Zoals te verwachten viel, hamerde Aboutaleb voornamelijk op repressie. Hij zou zelf een pakket van maatregelen nemen gebaseerd op opvang, zoals camerabeveiliging in publieke ruimtes van een AZC, elke verdachte direct te ontbieden op het politiebureau en duidelijk te maken dat artikel 1 van de Grondwet belangrijk is in Nederland. Onze motie beoogde ook repressieve maatregelen, dus daar zijn we het ook mee eens. Echter gaat het nu om de huidige situatie waarin deze nog niet genomen zijn of waar ze niet mogelijk zijn, bijvoorbeeld omdat er geen dader in beeld is.
Op dit punt is Aboutaleb van mening dat het niet “in de routine van het COA” zit om specifiek LHBTI-vluchtelingen veilig op te vangen. Dit zou hen bijgebracht moeten worden (met extra geld). De kennis en ervaring zou volgens hem bijvoorbeeld in een paar AZC’s van grote steden opgedaan kunnen worden, die aangewezen worden als opvanglocaties voor ook LHBTI-vluchtelingen. Je moet immers klein beginnen.
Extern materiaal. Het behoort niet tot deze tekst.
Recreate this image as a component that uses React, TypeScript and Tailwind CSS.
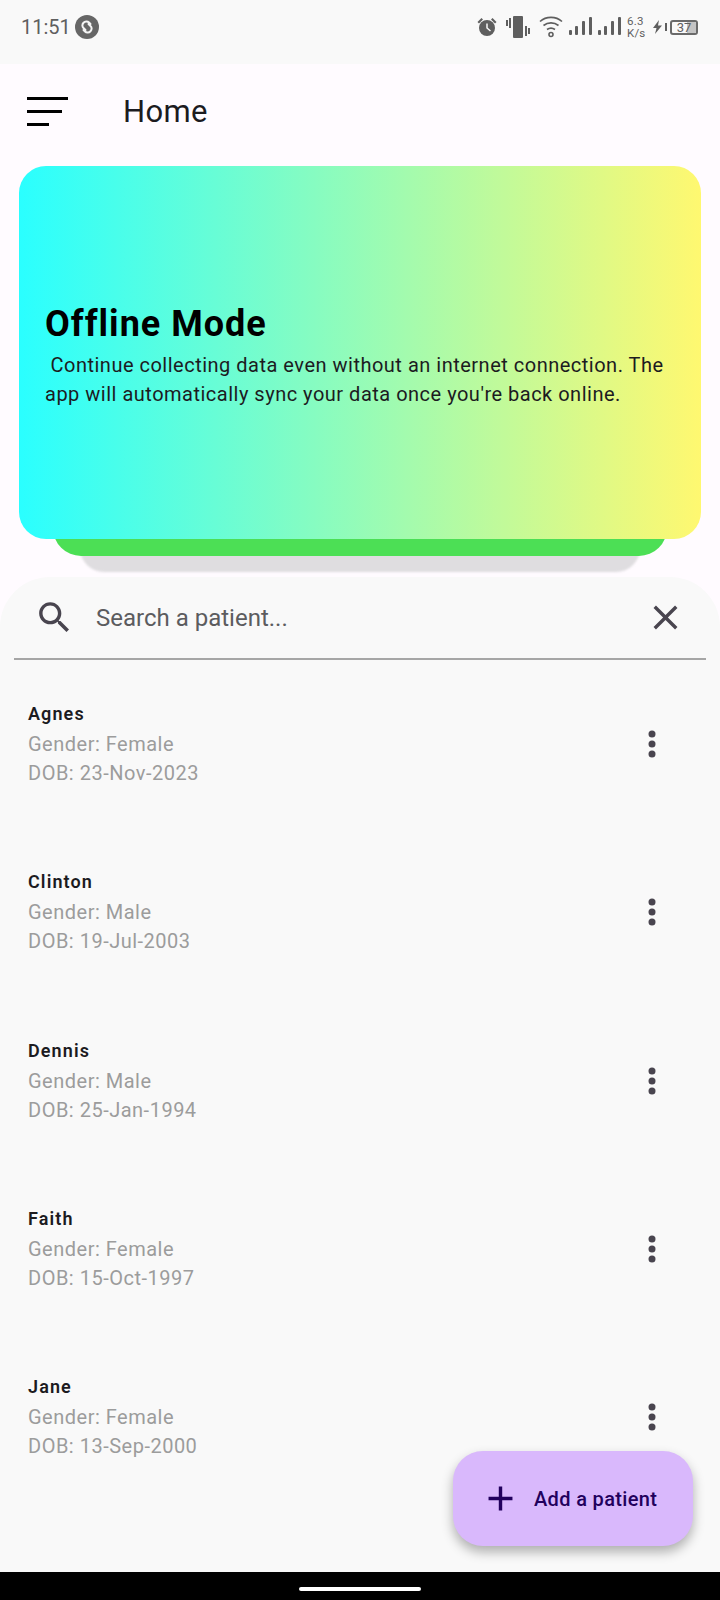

Overigens zou volgens hem het COA niet een monopolie op de opvang zelf hoeven te hebben; zij zijn alleen procesbewaarder. Gastgezinnen of andere organisaties zouden daarmee ook in opvang kunnen voorzien. Dit zou in onze ogen namelijk de veiligheid en integratie bevorderen. In de praktijk zijn er nog bureaucratische regels die dit belemmeren of niet gemakkelijk maken. Een andere bureaucratische regel waar hij zich net als ons niet in kan vinden, is dat een koppel niet als dusdanig erkend wordt op hun woord en op dezelfde locatie wordt opgevangen. Juist voor homokoppels is het niet mogelijk om een wettelijke erkenning in het land van herkomst te verkrijgen. Een kip-of-ei paradox.
Al met al was het een vruchtbaar gesprek waarbij beide standpunten nader toegelicht zijn en in de toekomst bewust of onbewust meegenomen zullen worden.